自分でつくれる調味料をひとつずつ増やしていきませんか。
市販品に頼らずにすむから経済的だし、余計なものを使わないからとても安心。自分の手でイチから生み出すストレートな爽快感もすばらしい。一度つくってみると、「なあんだ、こんなに簡単なことだったんだ」と、拍子抜けするはず。
夏に元気なハーブ、バジルをフィーチャーした調味料をふたつ紹介します。
バジルといえば、すぐ思い浮かぶのはマルゲリータ。この、トマトの赤とバジルの緑を配したピッツアの逸品はバジルの甘い香りがなくては成立しない。柔らかくて小さなバジルの葉には、それくらい支配的な魅力がある。
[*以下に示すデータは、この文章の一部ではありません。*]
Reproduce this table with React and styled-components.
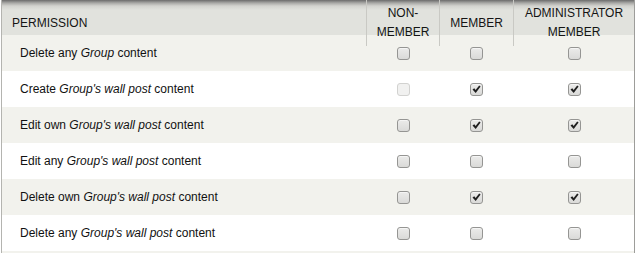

ステップ1は、細かく刻んだバジルとオリーブオイルを合わせるだけのシンプルなオイル。バジルの香りと風味がオリーブオイルのなかに溶け出し、フレッシュなおいしさに変身します。パスタやサラダにはもってこいだし、白身魚の刺身にかければ、香り高いカルパッチョ。私は、木綿豆腐にたらりとかけたり、ゆで卵にちょんとのせたり、カリッと焼いたトーストに塗ったり、気ままに使い回し中。
■バジルのオイル
【材料】
バジル10g
おろしにんにくひとつまみ
オリーブオイル100cc
塩小さじ1/4
【つくり方】
①バジルの葉を洗い、キッチンペーパーなどで水気を取って乾かす。
②細かいみじん切りにする。
③瓶などの容器にすべての材料を入れ、よく混ぜる。
ステップ2は、イタリアで〝ペスト・ジェノヴェーゼ〟と呼ばれる定番のジェノヴァ風ペースト。松の実をプラスして、もったりとしたペーストに仕上げます。削ったパルミジャーノ・レッジャーノを加えるバージョンも一般的だけれど、私の場合、パスタと和えたあと、食べる前にたっぷりチーズをかけるので、あらかじめ省いてつくっている。チーズあり・なし、お好みでどうぞ。
■ペスト・ジェノヴェーゼ
【材料】
バジル50g
にんにく1/2片分
松の実20g
塩小さじ1/4
オリーブオイル100cc
【つくり方】
①バジルの葉を洗い、キッチンペーパーなどで水気を取って乾かす。
②にんにく、松の実、オリーブオイル、塩をミキサーに入れ、とろりと撹拌する。
③粗くちぎったバジルの葉を加えてスイッチを入れ、ペーストにする。
*ミキサーがない場合は、すり鉢を使う
**瓶に入れたら、表面にオリーブオイルをかけるかラップを密着させ、空気を遮断して保存するとバジルの緑が長持ちする
オイルとペースト、どちらもバジルの香気をめいっぱい生かす台所の知恵です。しかも、いつでも、誰でも、簡単に、失敗なくつくれる。〝調味料は買い求めるもの〟という思い込みをあっさり捨てさせてくれること、うけあい。
炎天下、ぐんぐん繁茂するバジルのエキスがぎゅっと詰まった自家製の調味料。うれしくてチョイとスプーンですくい、こっそりそのまま食べたりしています。